AutoCodeBench: Large Language Models are Automatic Code Benchmark Generators
Abstract
Large Language Models (LLMs) have shown impressive performance across diverse domains, with code generation emerging as a particularly prominent application. However, existing benchmarks designed to evaluate code generation exhibit several critical limitations. First, most rely on manual annotations, which are time-consuming and difficult to scale across programming languages and problem complexities. Second, the majority focus primarily on Python, while the few multilingual benchmarks suffer from limited difficulty and imbalanced language coverage. To overcome these challenges, we present AutoCodeGen, an automated framework for constructing high-difficulty, multilingual code generation datasets without manual annotations. Our approach guarantees correctness and completeness by generating test inputs with LLMs, obtaining test outputs within a multilingual sandbox, and further enhancing quality through reverse problem generation and multi-stage filtering.
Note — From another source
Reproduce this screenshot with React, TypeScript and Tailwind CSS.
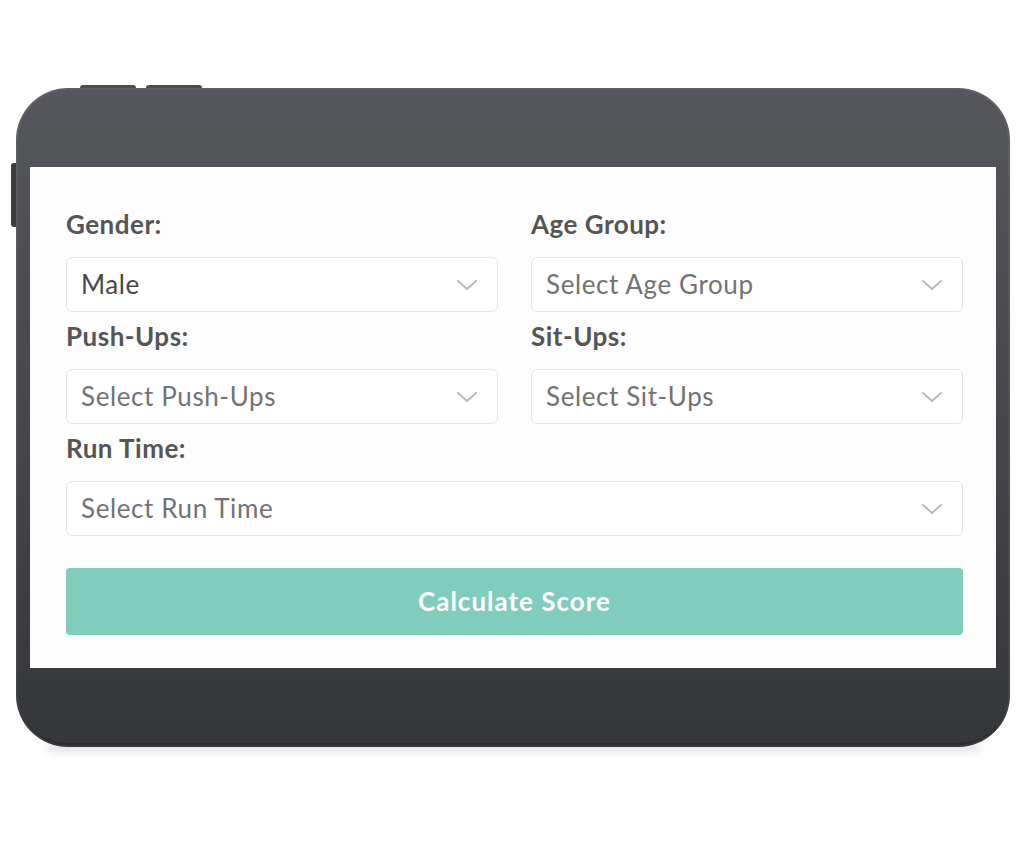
import React from 'react';

const font = { fontFamily: 'Lato, "Open Sans", sans-serif' };

// Small chevron used on the right of every select box
const Chevron = () => (
  <svg width="22" height="12" viewBox="0 0 22 12" fill="none" className="shrink-0">
    <path d="M2 2l9 8 9-8" stroke="#b9b9b9" strokeWidth="2" strokeLinecap="round" strokeLinejoin="round" />
  </svg>
);

interface FieldProps {
  label: string;
  value: string;
  placeholder?: boolean;
  className?: string;
}

const Field: React.FC<FieldProps> = ({ label, value, placeholder = true, className = '' }) => (
  <div className={`flex flex-col ${className}`}>
    <label className="h-[28px] leading-[28px] text-[26px] font-bold tracking-[0.5px] text-[#555555] mb-[19px]">{label}</label>
    <div className="h-[55px] flex items-center justify-between rounded-[6px] border border-[#e6e6e6] bg-white pl-[14px] pr-[19px]">
      <span className={`text-[26px] tracking-[0.6px] ${placeholder ? 'text-[#737373]' : 'text-[#484848]'}`}>{value}</span>
      <Chevron />
    </div>
  </div>
);

export default function App() {
  return (
    <div className="w-[1024px] h-[853px] bg-white relative overflow-hidden" style={font}>
      <div className="pt-[88px] pl-[16px]">
        <div className="relative w-[994px] h-[659px]">
          {/* hardware buttons */}
          <div className="absolute left-[64px] -top-[3px] w-[56px] h-[6px] rounded-t-[3px] bg-[#4b4c51]" />
          <div className="absolute left-[130px] -top-[3px] w-[56px] h-[6px] rounded-t-[3px] bg-[#4b4c51]" />
          <div className="absolute -left-[5px] top-[75px] w-[7px] h-[64px] rounded-l-[3px] bg-[#3c3d41]" />
          {/* soft floor shadow */}
          <div className="absolute left-[30px] right-[30px] -bottom-[5px] h-[9px] rounded-full bg-[#e2e2e2] blur-[4px]" />

          <div className="relative h-full rounded-[52px] bg-gradient-to-b from-[#56575c] via-[#46474b] to-[#353639] shadow-[inset_0_0_0_2px_rgba(255,255,255,0.06),inset_0_-4px_0_rgba(0,0,0,0.15)] pt-[79px] pb-[79px] pl-[14px] pr-[14px]">
            <div className="h-full bg-[#fdfdfd] pt-[43px] pl-[36px] pr-[33px] flex flex-col">
              <div className="grid grid-cols-2 gap-x-[33px] gap-y-[10px]">
                <Field label="Gender:" value="Male" placeholder={false} />
                <Field label="Age Group:" value="Select Age Group" />
                <Field label="Push-Ups:" value="Select Push-Ups" />
                <Field label="Sit-Ups:" value="Select Sit-Ups" />
                <Field label="Run Time:" value="Select Run Time" className="col-span-2" />
              </div>
              <button className="mt-[32px] h-[67px] w-full rounded-[4px] bg-[#80cdbd] text-white text-[26px] font-bold tracking-[1px]">
                Calculate Score
              </button>
            </div>
          </div>
        </div>
      </div>
    </div>
  );
}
Based on this novel method, we introduce AutoCodeBench, a large-scale benchmark suite spanning 20 programming languages with balanced coverage. AutoCodeBench is designed to rigorously evaluate LLMs on diverse, challenging, and realistic multilingual programming tasks. Extensive experiments reveal that even state-of-the-art models struggle on these tasks, particularly in low-resource languages. Besides, we release complementary training and evaluation resources, including a large-scale, verifiable multilingual instruction dataset generated via the same pipeline, as well as a multilingual sandbox with high-concurrency support. We hope these contributions will provide a solid foundation for future research and inspire the community to explore more automatic and scalable approaches to multilingual code generation, with a particular emphasis on advancing progress in low-resource languages.